### PROBLEM TO WORK ON:
Copy each line below exactly and leave the pictures out.

BEGIN RAW DATA

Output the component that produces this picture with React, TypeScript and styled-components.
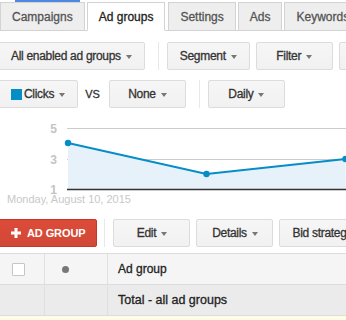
import React from "react";
import styled, { createGlobalStyle } from "styled-components";

const Global = createGlobalStyle`
  html, body { margin: 0; padding: 0; background: #fff; }
  body { font-family: "Liberation Sans", Arial, sans-serif; overflow: hidden; }
`;

const Page = styled.div`
  width: 346px;
  height: 320px;
  overflow: hidden;
  font-family: "Liberation Sans", Arial, sans-serif;
  font-size: 12px;
  color: #333;
  -webkit-text-stroke: 0.3px currentColor;
`;

const TopStrip = styled.div`
  height: 2px;
  display: flex;
`;

const BlueBar = styled.div`
  margin-left: 15px;
  width: 65px;
  height: 2px;
  background: #4d87e0;
`;

const TabBar = styled.div`
  display: flex;
  align-items: flex-end;
  height: 28px;
  border-bottom: 1px solid #d3d3d3;
  white-space: nowrap;
`;

const Tab = styled.div<{ $active?: boolean }>`
  flex-shrink: 0;
  box-sizing: border-box;
  height: 29px;
  margin-bottom: -1px;
  margin-right: ${(p) => (p.$active ? 3 : 2)}px;
  padding: 0 11px;
  display: flex;
  align-items: center;
  border: 1px solid #d3d3d3;
  border-bottom-color: ${(p) => (p.$active ? "#fff" : "#d3d3d3")};
  background: ${(p) => (p.$active ? "#fff" : "#eeeeee")};
  color: ${(p) => (p.$active ? "#222" : "#555")};
`;

const Toolbar = styled.div<{ $top: number }>`
  display: flex;
  align-items: center;
  margin-top: ${(p) => p.$top}px;
  margin-left: -2px;
  white-space: nowrap;
`;

const Button = styled.div`
  flex-shrink: 0;
  box-sizing: border-box;
  height: 28px;
  min-width: 77px;
  padding: 0 12px;
  margin-right: 6px;
  display: flex;
  align-items: center;
  justify-content: center;
  border: 1px solid #dcdcdc;
  border-radius: 2px;
  background: linear-gradient(#f6f6f6, #f1f1f1);
  color: #333;
  letter-spacing: -0.3px;
`;

const RedButton = styled(Button)`
  border-color: #c53727;
  background: linear-gradient(#dd4b39, #d14836);
  color: #fff;
  margin-right: 0;
  padding: 0 11px 0 12px;
  font-size: 11px;
  font-weight: bold;
  letter-spacing: -0.1px;
  -webkit-text-stroke: 0;
`;

const Arrow = styled.span`
  display: inline-block;
  width: 0;
  height: 0;
  margin-left: 5px;
  margin-top: 1px;
  border-left: 3.5px solid transparent;
  border-right: 3.5px solid transparent;
  border-top: 4px solid #777;
`;

const Swatch = styled.span`
  display: inline-block;
  width: 11px;
  height: 11px;
  margin-right: 2px;
  background: #058dc7;
`;

const Sep = styled.div`
  flex-shrink: 0;
  width: 1px;
  height: 28px;
  background: #e8e8e8;
  margin: 0 8px 0 7px;
`;

const Vs = styled.span`
  font-size: 11px;
  color: #333;
  margin: 0 9px 0 7px;
`;

const PlusIcon = styled.svg`
  margin-right: 6px;
  flex-shrink: 0;
`;

const Chart = styled.svg`
  display: block;
  width: 346px;
  height: 102px;
  -webkit-text-stroke: 0;
`;

const Table = styled.div`
  margin-top: 6px;
  border-top: 1px solid #dddddd;
`;

const Row = styled.div<{ $bg: string }>`
  display: grid;
  grid-template-columns: 45px 63px 1fr;
  height: 31px;
  box-sizing: border-box;
  border-bottom: 1px solid #dddddd;
  background: ${(p) => p.$bg};
`;

const Cell = styled.div<{ $pad?: number; $last?: boolean; $size?: number }>`
  display: flex;
  align-items: center;
  padding-left: ${(p) => p.$pad ?? 10}px;
  border-right: ${(p) => (p.$last ? "none" : "1px solid #e0e0e0")};
  font-size: ${(p) => p.$size ?? 12}px;
  color: #222;
  white-space: nowrap;
`;

const Checkbox = styled.span`
  display: inline-block;
  box-sizing: border-box;
  width: 13px;
  height: 13px;
  border: 1px solid #c6c6c6;
  border-radius: 1px;
  background: #fff;
`;

const Dot = styled.span`
  display: inline-block;
  width: 7px;
  height: 7px;
  border-radius: 50%;
  background: #777;
`;

const YellowRow = styled.div`
  height: 10px;
  background: #fdfde8;
`;

export default function App() {
  const pts: [number, number][] = [
    [68, 35],
    [206.5, 66],
    [345.5, 51],
  ];
  const line = pts.map((p) => p.join(",")).join(" ");
  const area = `68,81 ${line} 346,81`;
  return (
    <Page>
      <Global />
      <TopStrip>
        <BlueBar />
      </TopStrip>
      <TabBar>
        <Tab>Campaigns</Tab>
        <Tab $active>Ad groups</Tab>
        <Tab>Settings</Tab>
        <Tab>Ads</Tab>
        <Tab>Keywords</Tab>
        <Tab>Audiences</Tab>
      </TabBar>

      <Toolbar $top={11}>
        <Button>
          All enabled ad groups
          <Arrow />
        </Button>
        <Sep />
        <Button>
          Segment
          <Arrow />
        </Button>
        <Button>
          Filter
          <Arrow />
        </Button>
        <Button>
          Columns
          <Arrow />
        </Button>
      </Toolbar>

      <Toolbar $top={10}>
        <Button style={{ minWidth: 0, marginRight: 0 }}>
          <Swatch />
          Clicks
          <Arrow />
        </Button>
        <Vs>VS</Vs>
        <Button>
          None
          <Arrow />
        </Button>
        <Sep />
        <Button>
          Daily
          <Arrow />
        </Button>
      </Toolbar>

      <Chart viewBox="0 0 346 102">
        <line x1="67" x2="346" y1="20.5" y2="20.5" stroke="#cccccc" strokeWidth="1" />
        <line x1="67" x2="346" y1="51.5" y2="51.5" stroke="#cccccc" strokeWidth="1" />
        <polygon points={area} fill="#e6f1f9" />
        <line x1="67" x2="346" y1="81.5" y2="81.5" stroke="#333" strokeWidth="1.3" />
        <polyline points={line} fill="none" stroke="#058dc7" strokeWidth="2" />
        {pts.map(([x, y], i) => (
          <circle key={i} cx={x} cy={y} r="3.2" fill="#058dc7" />
        ))}
        <g fontFamily="Liberation Sans, Arial, sans-serif" fontSize="12" fontWeight="bold" fill="#c4c4c4" textAnchor="end">
          <text x="57" y="24.5">5</text>
          <text x="57" y="55.5">3</text>
          <text x="57" y="85.5">1</text>
        </g>
        <text x="7" y="95" fontFamily="Liberation Sans, Arial, sans-serif" fontSize="11" fill="#c8c8c8">
          Monday, August 10, 2015
        </text>
      </Chart>

      <Toolbar $top={9}>
        <RedButton>
          <PlusIcon width="10" height="10" viewBox="0 0 10 10">
            <rect x="3.5" y="0" width="3" height="10" fill="#fff" />
            <rect x="0" y="3.5" width="10" height="3" fill="#fff" />
          </PlusIcon>
          AD GROUP
        </RedButton>
        <Sep />
        <Button>
          Edit
          <Arrow />
        </Button>
        <Button>
          Details
          <Arrow />
        </Button>
        <Button>
          Bid strategy
          <Arrow />
        </Button>
      </Toolbar>

      <Table>
        <Row $bg="#f5f5f5">
          <Cell $pad={12}>
            <Checkbox />
          </Cell>
          <Cell $pad={17}>
            <Dot />
          </Cell>
          <Cell $last>Ad group</Cell>
        </Row>
        <Row $bg="#ebebeb">
          <Cell />
          <Cell />
          <Cell $last $size={12.5}>
            Total - all ad groups
          </Cell>
        </Row>
        <YellowRow />
      </Table>
    </Page>
  );
}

END RAW DATA

### COMPLETE ANSWER:
Output the component that produces this picture with React, TypeScript and styled-components.
import React from "react";
import styled, { createGlobalStyle } from "styled-components";

const Global = createGlobalStyle`
  html, body { margin: 0; padding: 0; background: #fff; }
  body { font-family: "Liberation Sans", Arial, sans-serif; overflow: hidden; }
`;

const Page = styled.div`
  width: 346px;
  height: 320px;
  overflow: hidden;
  font-family: "Liberation Sans", Arial, sans-serif;
  font-size: 12px;
  color: #333;
  -webkit-text-stroke: 0.3px currentColor;
`;

const TopStrip = styled.div`
  height: 2px;
  display: flex;
`;

const BlueBar = styled.div`
  margin-left: 15px;
  width: 65px;
  height: 2px;
  background: #4d87e0;
`;

const TabBar = styled.div`
  display: flex;
  align-items: flex-end;
  height: 28px;
  border-bottom: 1px solid #d3d3d3;
  white-space: nowrap;
`;

const Tab = styled.div<{ $active?: boolean }>`
  flex-shrink: 0;
  box-sizing: border-box;
  height: 29px;
  margin-bottom: -1px;
  margin-right: ${(p) => (p.$active ? 3 : 2)}px;
  padding: 0 11px;
  display: flex;
  align-items: center;
  border: 1px solid #d3d3d3;
  border-bottom-color: ${(p) => (p.$active ? "#fff" : "#d3d3d3")};
  background: ${(p) => (p.$active ? "#fff" : "#eeeeee")};
  color: ${(p) => (p.$active ? "#222" : "#555")};
`;

const Toolbar = styled.div<{ $top: number }>`
  display: flex;
  align-items: center;
  margin-top: ${(p) => p.$top}px;
  margin-left: -2px;
  white-space: nowrap;
`;

const Button = styled.div`
  flex-shrink: 0;
  box-sizing: border-box;
  height: 28px;
  min-width: 77px;
  padding: 0 12px;
  margin-right: 6px;
  display: flex;
  align-items: center;
  justify-content: center;
  border: 1px solid #dcdcdc;
  border-radius: 2px;
  background: linear-gradient(#f6f6f6, #f1f1f1);
  color: #333;
  letter-spacing: -0.3px;
`;

const RedButton = styled(Button)`
  border-color: #c53727;
  background: linear-gradient(#dd4b39, #d14836);
  color: #fff;
  margin-right: 0;
  padding: 0 11px 0 12px;
  font-size: 11px;
  font-weight: bold;
  letter-spacing: -0.1px;
  -webkit-text-stroke: 0;
`;

const Arrow = styled.span`
  display: inline-block;
  width: 0;
  height: 0;
  margin-left: 5px;
  margin-top: 1px;
  border-left: 3.5px solid transparent;
  border-right: 3.5px solid transparent;
  border-top: 4px solid #777;
`;

const Swatch = styled.span`
  display: inline-block;
  width: 11px;
  height: 11px;
  margin-right: 2px;
  background: #058dc7;
`;

const Sep = styled.div`
  flex-shrink: 0;
  width: 1px;
  height: 28px;
  background: #e8e8e8;
  margin: 0 8px 0 7px;
`;

const Vs = styled.span`
  font-size: 11px;
  color: #333;
  margin: 0 9px 0 7px;
`;

const PlusIcon = styled.svg`
  margin-right: 6px;
  flex-shrink: 0;
`;

const Chart = styled.svg`
  display: block;
  width: 346px;
  height: 102px;
  -webkit-text-stroke: 0;
`;

const Table = styled.div`
  margin-top: 6px;
  border-top: 1px solid #dddddd;
`;

const Row = styled.div<{ $bg: string }>`
  display: grid;
  grid-template-columns: 45px 63px 1fr;
  height: 31px;
  box-sizing: border-box;
  border-bottom: 1px solid #dddddd;
  background: ${(p) => p.$bg};
`;

const Cell = styled.div<{ $pad?: number; $last?: boolean; $size?: number }>`
  display: flex;
  align-items: center;
  padding-left: ${(p) => p.$pad ?? 10}px;
  border-right: ${(p) => (p.$last ? "none" : "1px solid #e0e0e0")};
  font-size: ${(p) => p.$size ?? 12}px;
  color: #222;
  white-space: nowrap;
`;

const Checkbox = styled.span`
  display: inline-block;
  box-sizing: border-box;
  width: 13px;
  height: 13px;
  border: 1px solid #c6c6c6;
  border-radius: 1px;
  background: #fff;
`;

const Dot = styled.span`
  display: inline-block;
  width: 7px;
  height: 7px;
  border-radius: 50%;
  background: #777;
`;

const YellowRow = styled.div`
  height: 10px;
  background: #fdfde8;
`;

export default function App() {
  const pts: [number, number][] = [
    [68, 35],
    [206.5, 66],
    [345.5, 51],
  ];
  const line = pts.map((p) => p.join(",")).join(" ");
  const area = `68,81 ${line} 346,81`;
  return (
    <Page>
      <Global />
      <TopStrip>
        <BlueBar />
      </TopStrip>
      <TabBar>
        <Tab>Campaigns</Tab>
        <Tab $active>Ad groups</Tab>
        <Tab>Settings</Tab>
        <Tab>Ads</Tab>
        <Tab>Keywords</Tab>
        <Tab>Audiences</Tab>
      </TabBar>

      <Toolbar $top={11}>
        <Button>
          All enabled ad groups
          <Arrow />
        </Button>
        <Sep />
        <Button>
          Segment
          <Arrow />
        </Button>
        <Button>
          Filter
          <Arrow />
        </Button>
        <Button>
          Columns
          <Arrow />
        </Button>
      </Toolbar>

      <Toolbar $top={10}>
        <Button style={{ minWidth: 0, marginRight: 0 }}>
          <Swatch />
          Clicks
          <Arrow />
        </Button>
        <Vs>VS</Vs>
        <Button>
          None
          <Arrow />
        </Button>
        <Sep />
        <Button>
          Daily
          <Arrow />
        </Button>
      </Toolbar>

      <Chart viewBox="0 0 346 102">
        <line x1="67" x2="346" y1="20.5" y2="20.5" stroke="#cccccc" strokeWidth="1" />
        <line x1="67" x2="346" y1="51.5" y2="51.5" stroke="#cccccc" strokeWidth="1" />
        <polygon points={area} fill="#e6f1f9" />
        <line x1="67" x2="346" y1="81.5" y2="81.5" stroke="#333" strokeWidth="1.3" />
        <polyline points={line} fill="none" stroke="#058dc7" strokeWidth="2" />
        {pts.map(([x, y], i) => (
          <circle key={i} cx={x} cy={y} r="3.2" fill="#058dc7" />
        ))}
        <g fontFamily="Liberation Sans, Arial, sans-serif" fontSize="12" fontWeight="bold" fill="#c4c4c4" textAnchor="end">
          <text x="57" y="24.5">5</text>
          <text x="57" y="55.5">3</text>
          <text x="57" y="85.5">1</text>
        </g>
        <text x="7" y="95" fontFamily="Liberation Sans, Arial, sans-serif" fontSize="11" fill="#c8c8c8">
          Monday, August 10, 2015
        </text>
      </Chart>

      <Toolbar $top={9}>
        <RedButton>
          <PlusIcon width="10" height="10" viewBox="0 0 10 10">
            <rect x="3.5" y="0" width="3" height="10" fill="#fff" />
            <rect x="0" y="3.5" width="10" height="3" fill="#fff" />
          </PlusIcon>
          AD GROUP
        </RedButton>
        <Sep />
        <Button>
          Edit
          <Arrow />
        </Button>
        <Button>
          Details
          <Arrow />
        </Button>
        <Button>
          Bid strategy
          <Arrow />
        </Button>
      </Toolbar>

      <Table>
        <Row $bg="#f5f5f5">
          <Cell $pad={12}>
            <Checkbox />
          </Cell>
          <Cell $pad={17}>
            <Dot />
          </Cell>
          <Cell $last>Ad group</Cell>
        </Row>
        <Row $bg="#ebebeb">
          <Cell />
          <Cell />
          <Cell $last $size={12.5}>
            Total - all ad groups
          </Cell>
        </Row>
        <YellowRow />
      </Table>
    </Page>
  );
}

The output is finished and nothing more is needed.